'''

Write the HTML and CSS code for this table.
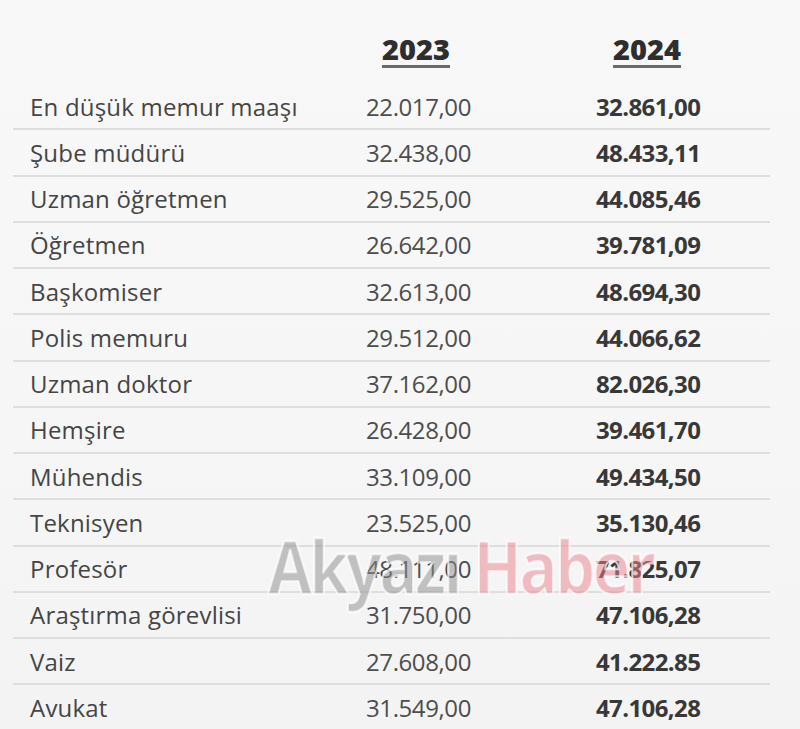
FILE: index.html
```html
<!DOCTYPE html>
<html lang="tr">
<head>
<meta charset="utf-8">
<link rel="stylesheet" href="styles.css">
</head>
<body>
<div class="page">
  <div class="table">
    <div class="row head">
      <div class="label"></div>
      <div class="year y1"><span>2023</span></div>
      <div class="year y2"><span>2024</span></div>
    </div>
    <div class="row"><div class="label">En düşük memur maaşı</div><div class="v1">22.017,00</div><div class="v2">32.861,00</div></div>
    <div class="row"><div class="label">Şube müdürü</div><div class="v1">32.438,00</div><div class="v2">48.433,11</div></div>
    <div class="row"><div class="label">Uzman öğretmen</div><div class="v1">29.525,00</div><div class="v2">44.085,46</div></div>
    <div class="row"><div class="label">Öğretmen</div><div class="v1">26.642,00</div><div class="v2">39.781,09</div></div>
    <div class="row"><div class="label">Başkomiser</div><div class="v1">32.613,00</div><div class="v2">48.694,30</div></div>
    <div class="row"><div class="label">Polis memuru</div><div class="v1">29.512,00</div><div class="v2">44.066,62</div></div>
    <div class="row"><div class="label">Uzman doktor</div><div class="v1">37.162,00</div><div class="v2">82.026,30</div></div>
    <div class="row"><div class="label">Hemşire</div><div class="v1">26.428,00</div><div class="v2">39.461,70</div></div>
    <div class="row"><div class="label">Mühendis</div><div class="v1">33.109,00</div><div class="v2">49.434,50</div></div>
    <div class="row"><div class="label">Teknisyen</div><div class="v1">23.525,00</div><div class="v2">35.130,46</div></div>
    <div class="row"><div class="label">Profesör</div><div class="v1">48.111,00</div><div class="v2">71.825,07</div></div>
    <div class="row"><div class="label">Araştırma görevlisi</div><div class="v1">31.750,00</div><div class="v2">47.106,28</div></div>
    <div class="row"><div class="label">Vaiz</div><div class="v1">27.608,00</div><div class="v2">41.222.85</div></div>
    <div class="row last"><div class="label">Avukat</div><div class="v1">31.549,00</div><div class="v2">47.106,28</div></div>
  </div>
  <div class="watermark"><span class="wm-a">Akyazı</span> <span class="wm-b">Haber</span></div>
</div>
</body>
</html>
```
FILE: styles.css
```css
html, body {
  margin: 0;
  padding: 0;
  background: #f7f7f7;
}
.page {
  position: relative;
  width: 800px;
  height: 729px;
  overflow: hidden;
  font-family: "Open Sans", "Noto Sans", sans-serif;
  background: linear-gradient(180deg, #f8f8f8 0%, #f6f6f6 60%, #f3f3f3 100%);
}
.table {
  display: flex;
  flex-direction: column;
  padding-left: 13px;
  width: 757px;
}
.row {
  display: grid;
  grid-template-columns: 353px 230px 174px;
  align-items: center;
  height: 44.25px;
  border-bottom: 2px solid #dedede;
}
.row.head {
  height: 84px;
  border-bottom: none;
  align-items: start;
}
.row.last { border-bottom: none; }
.label {
  padding-left: 17px;
  font-size: 24px;
  color: #454545;
  letter-spacing: 0.2px;
}
.v1 {
  font-size: 24px;
  color: #4d4d4d;
  letter-spacing: -0.4px;
}
.v2 {
  font-size: 24px;
  font-weight: 700;
  color: #383838;
  letter-spacing: -0.6px;
}
.year {
  padding-top: 29px;
  font-size: 29px;
  font-weight: 800;
  color: #2e2e2e;
}
.year span {
  border-bottom: 3px solid #6a6a6a;
  line-height: 32px;
  display: inline-block;
}
.y1 { padding-left: 16px; }
.y2 { padding-left: 17px; }
.watermark {
  position: absolute;
  left: 268px;
  top: 516px;
  font-family: "Open Sans", sans-serif;
  font-weight: 700;
  font-size: 64px;
  letter-spacing: -3px;
  white-space: nowrap;
  transform: scaleY(1.15);
  transform-origin: top left;
  -webkit-text-stroke: 2px rgba(255,255,255,0.7);
}
.wm-a { color: rgba(140,140,140,0.5); }
.wm-b { color: rgba(235,130,140,0.5); }
```
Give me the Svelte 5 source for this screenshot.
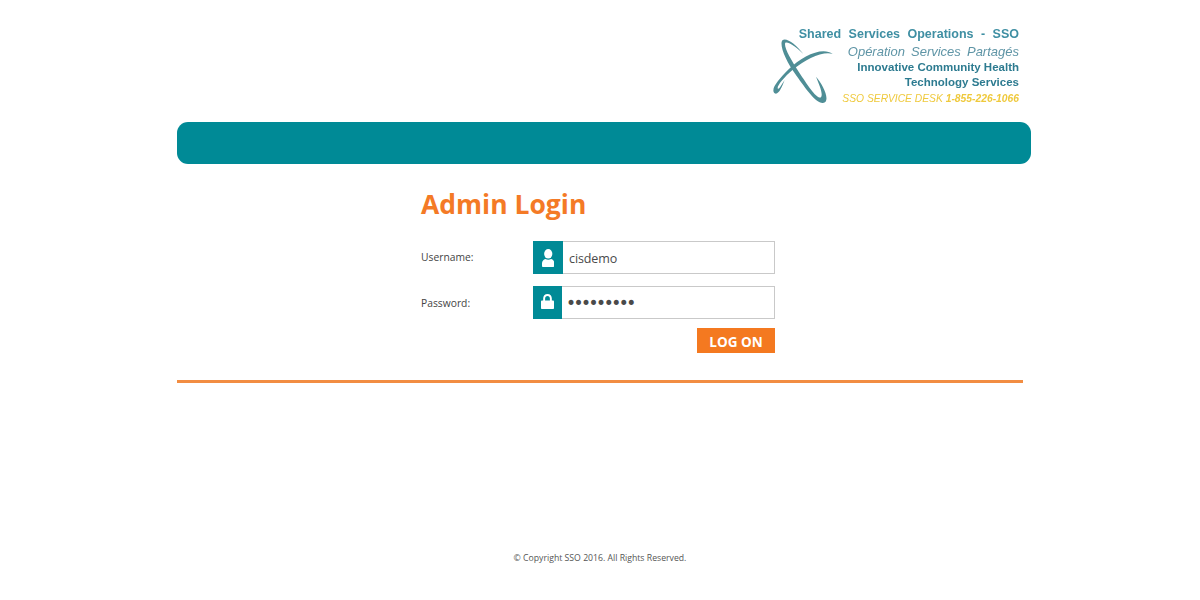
<script>
  let username = $state("cisdemo")
  let password = $state("123456789")
</script>

<div class="page">
  <header class="top">
    <div class="logo">
      <svg class="mark" viewBox="0 0 225 240" aria-hidden="true">
        <path d="M112 72C92 45 62 22 50 30C38 42 58 92 92 138C122 180 158 232 178 216C190 202 168 160 150 140C160 165 172 192 165 202C152 208 125 165 100 128C74 88 52 50 58 38C68 34 95 55 112 72Z" />
        <path d="M200 72C170 48 108 78 68 118C38 148 12 178 26 190C38 196 48 170 56 150C46 165 40 178 36 176C30 172 50 145 82 118C118 88 172 62 200 72Z" />
      </svg>
      <div class="logo-text">
        <div class="l1">Shared Services Operations - SSO</div>
        <div class="l2">Opération Services Partagés</div>
        <div class="l3">Innovative Community Health</div>
        <div class="l3">Technology Services</div>
        <div class="l5">SSO SERVICE DESK <b>1-855-226-1066</b></div>
      </div>
    </div>
  </header>

  <div class="bar"></div>

  <main class="login">
    <h1>Admin Login</h1>
    <form class="fields" onsubmit={(e) => e.preventDefault()}>
      <label for="user">Username:</label>
      <div class="field">
        <span class="ico">
          <svg viewBox="0 0 11 17" width="12.500" height="18" preserveAspectRatio="none" aria-hidden="true">
            <ellipse cx="5.500" cy="4.500" rx="3.600" ry="4.500" />
            <path d="M1 17C0.300 17 0 16.600 0 15.500V13.500C0 11.500 1.500 10 3 9.500C4.500 10.500 6.500 10.500 8 9.500C9.500 10 11 11.500 11 13.500V15.500C11 16.600 10.700 17 10 17Z" />
          </svg>
        </span>
        <input id="user" type="text" bind:value={username} />
      </div>

      <label class="pw" for="pass">Password:</label>
      <div class="field">
        <span class="ico ico-lock">
          <svg viewBox="0 0 12 14" width="13" height="15" preserveAspectRatio="none" aria-hidden="true">
            <path d="M1 6H2V4.200C2 1.700 3.500 0 6 0C8.500 0 10 1.700 10 4.200V6H11C11.600 6 12 6.400 12 7V13C12 13.600 11.600 14 11 14H1C0.400 14 0 13.600 0 13V7C0 6.400 0.400 6 1 6ZM3.800 6H8.200V4.200C8.200 2.700 7.400 1.800 6 1.800C4.600 1.800 3.800 2.700 3.800 4.200Z" fill-rule="evenodd" />
          </svg>
        </span>
        <input id="pass" type="password" bind:value={password} />
      </div>

      <button type="submit">LOG ON</button>
    </form>
  </main>

  <hr />

  <footer>© Copyright SSO 2016. All Rights Reserved.</footer>
</div>

<style>
  :global(body) {
    background: #fff;
    font-family: "Open Sans", "Liberation Sans", sans-serif;
  }

  .page {
    width: 846px;
    margin: 0 auto;
    height: 600px;
    box-sizing: border-box;
  }

  .top {
    height: 122px;
    display: flex;
    justify-content: flex-end;
    padding-right: 4px;
    box-sizing: border-box;
  }

  .logo {
    display: flex;
    align-items: flex-start;
    padding-top: 26px;
    font-family: "Liberation Sans", Arial, sans-serif;
    filter: blur(0.35px);
  }

  .mark {
    width: 75px;
    height: 80px;
    margin: 4px -42px 0 0;
    fill: #4f8e96;
  }

  .logo-text {
    text-align: right;
    white-space: nowrap;
  }

  .l1 {
    font-size: 12.500px;
    line-height: 16px;
    font-weight: bold;
    word-spacing: 4px;
    color: #3f8fa3;
  }

  .l2 {
    font-size: 13px;
    line-height: 17px;
    padding-top: 1px;
    font-style: italic;
    word-spacing: 2.500px;
    color: #5f95a6;
  }

  .l3 {
    font-size: 11.500px;
    line-height: 15px;
    font-weight: bold;
    color: #2d7b90;
  }

  .l5 {
    font-size: 10.300px;
    line-height: 17px;
    font-style: italic;
    color: #efc93c;
  }

  .bar {
    width: 854px;
    height: 42px;
    background: #008a96;
    border-radius: 11px;
  }

  .login {
    margin-left: 244px;
    width: 354px;
    height: 216px;
  }

  h1 {
    margin: 0;
    padding-top: 23px;
    font-size: 26.500px;
    line-height: 34px;
    font-weight: 700;
    color: #f47a26;
  }

  .fields {
    margin-top: 20px;
    display: grid;
    grid-template-columns: 112px 242px;
    row-gap: 12px;
    align-items: center;
  }

  label {
    font-size: 10.300px;
    color: #444;
    margin-top: -1px;
  }

  .pw {
    margin-top: 1px;
  }

  .field {
    display: flex;
    height: 33px;
    box-sizing: border-box;
    border: 1px solid #c9c9c9;
    border-left: 0;
  }

  .ico {
    width: 30px;
    margin: -1px 0;
    flex: none;
    display: flex;
    align-items: center;
    justify-content: center;
    background: #008a96;
    fill: #fff;
  }

  .ico-lock {
    width: 29px;
    padding-bottom: 2px;
    box-sizing: border-box;
  }

  input {
    flex: 1;
    min-width: 0;
    border: 0;
    outline: 0;
    padding: 2px 6px 0;
    font-family: "Open Sans", "Liberation Sans", sans-serif;
    font-size: 12.500px;
    letter-spacing: -0.100px;
    color: #4a4a4a;
    background: #fff;
  }

  #pass {
    padding: 0 0 0 4px;
    font-family: "DejaVu Sans", sans-serif;
    font-size: 17px;
    letter-spacing: -2.500px;
  }

  button {
    grid-column: 2;
    justify-self: end;
    margin-top: -3px;
    width: 78px;
    height: 25px;
    padding: 2px 0 0;
    border: 0;
    background: #f47920;
    color: #fff;
    font-family: "Open Sans", "Liberation Sans", sans-serif;
    font-size: 13.500px;
    font-weight: 700;
  }

  hr {
    margin: 0;
    height: 3px;
    border: 0;
    background: #f28d42;
  }

  footer {
    margin-top: 169px;
    text-align: center;
    font-size: 8.700px;
    line-height: 12px;
    color: #555;
  }
</style>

'''

• _EXERCISE_: Check each line of the entries above for the word "this". List the ones that have it.

• _EXERCISE RESULT_:
Write the HTML and CSS code for this table.
Give me the Svelte 5 source for this screenshot.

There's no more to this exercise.